Russian Line Should Lead the Russian Offense

Vladimir Tarasenko, Pavel Buchnevich, Ivan Barbashev

Pavel Buchnevich is the only Russian on the Blues’ roster that is signed through 2025. Whether or not Ivan Barbashev and Tarasenko will be in St. Louis in 2025 remains to be seen, but expect the Russian trio to make the team regardless of who Barbashev and Tarasenko are playing for in two years.

The Buchnevich trade has been one of Armstrong’s best in his career. The Blues sent Sammy Blais and a 2022 second-round pick to the New York Rangers in exchange for the forward and like Faulk, they signed Buchnevich to an extension.

Pavel Buchnevich St. Louis Blues
Pavel Buchnevich, St. Louis Blues (Amy Irvin / The Hockey Writers)

Unlike the newly acquired defensemen, Buchnevich has had no trouble adjusting to life with the Blues. In his first season in St. Louis, he set a new career best in goals and netted his first 30-goal campaign. He also finished the season with 76 points which was good for third on the team.

First on the team last season was Tarasenko’s 82 points in the superstar’s first healthy season since the 2018-19 campaign. Prior to last season, he had played a combined 34 regular season games in two years. The former 16th overall pick was back to his old self last season, netting his sixth 30-goal campaign and tallying a career-high in points.

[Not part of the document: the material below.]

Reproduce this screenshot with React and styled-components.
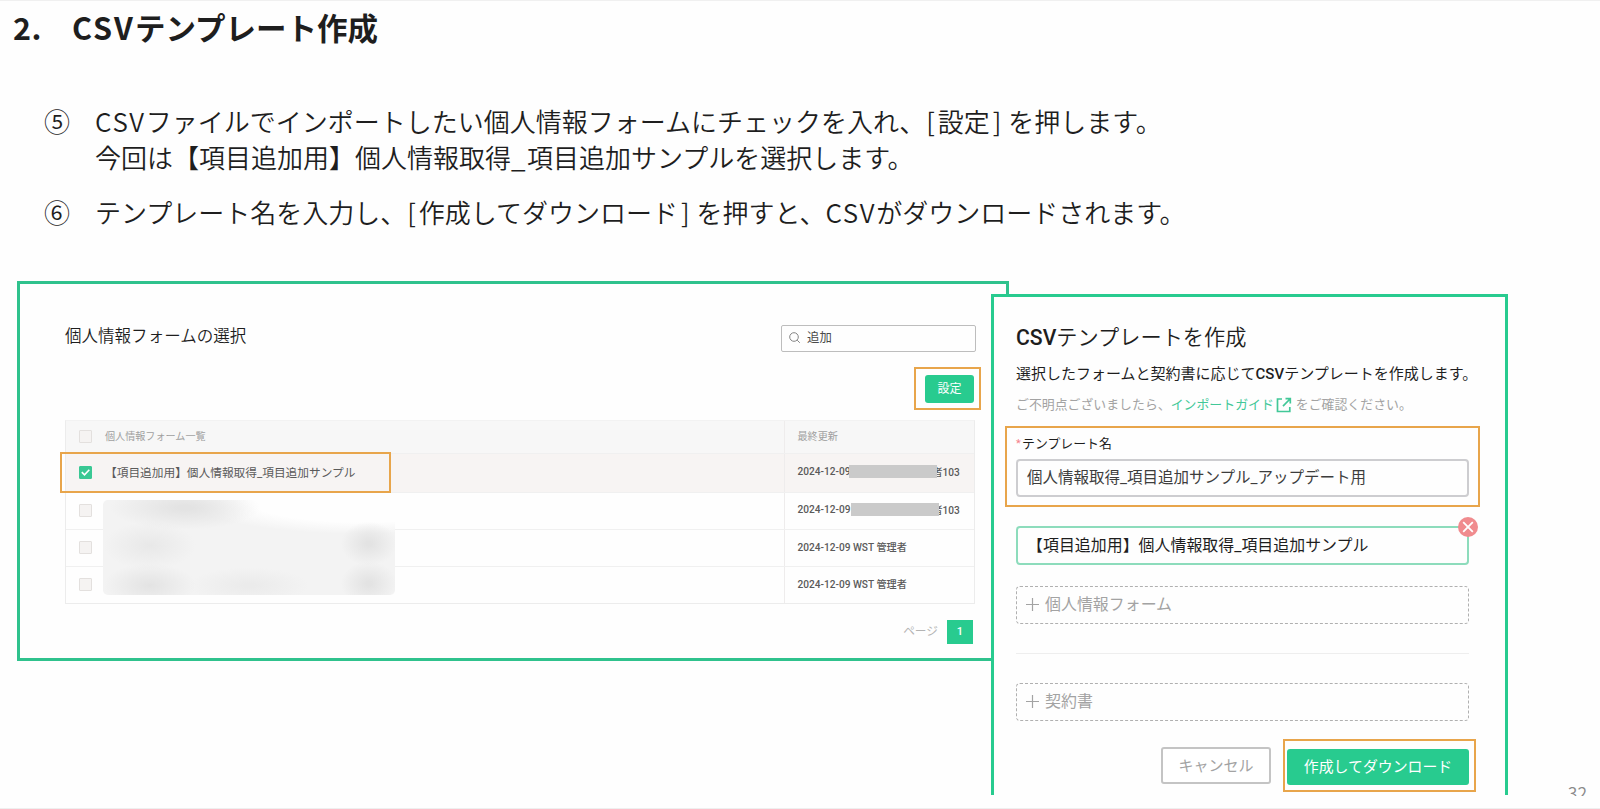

Barbashev’s candidacy for a roster spot presents one of the most intriguing conversations. He had a breakout season in 2021-22 after totaling a career-high in points (60) and goals (26). Prior to last season, his career bests came with a 14-goal, 26-point effort in 2018-19. If the second-round pick can continue his career trajectory into the upcoming season and beyond, expect the winger to play an important depth role for his country at the next World Cup.

The Blues will be well represented by current and former players in the World Cup of Hockey the next time we see a best-on-best international tournament. It remains to be seen what kind of roster juggling potential Team Canada GM Armstrong can do for the Blues before then. Still, fans will have plenty of rooting interest for each game in the tournament.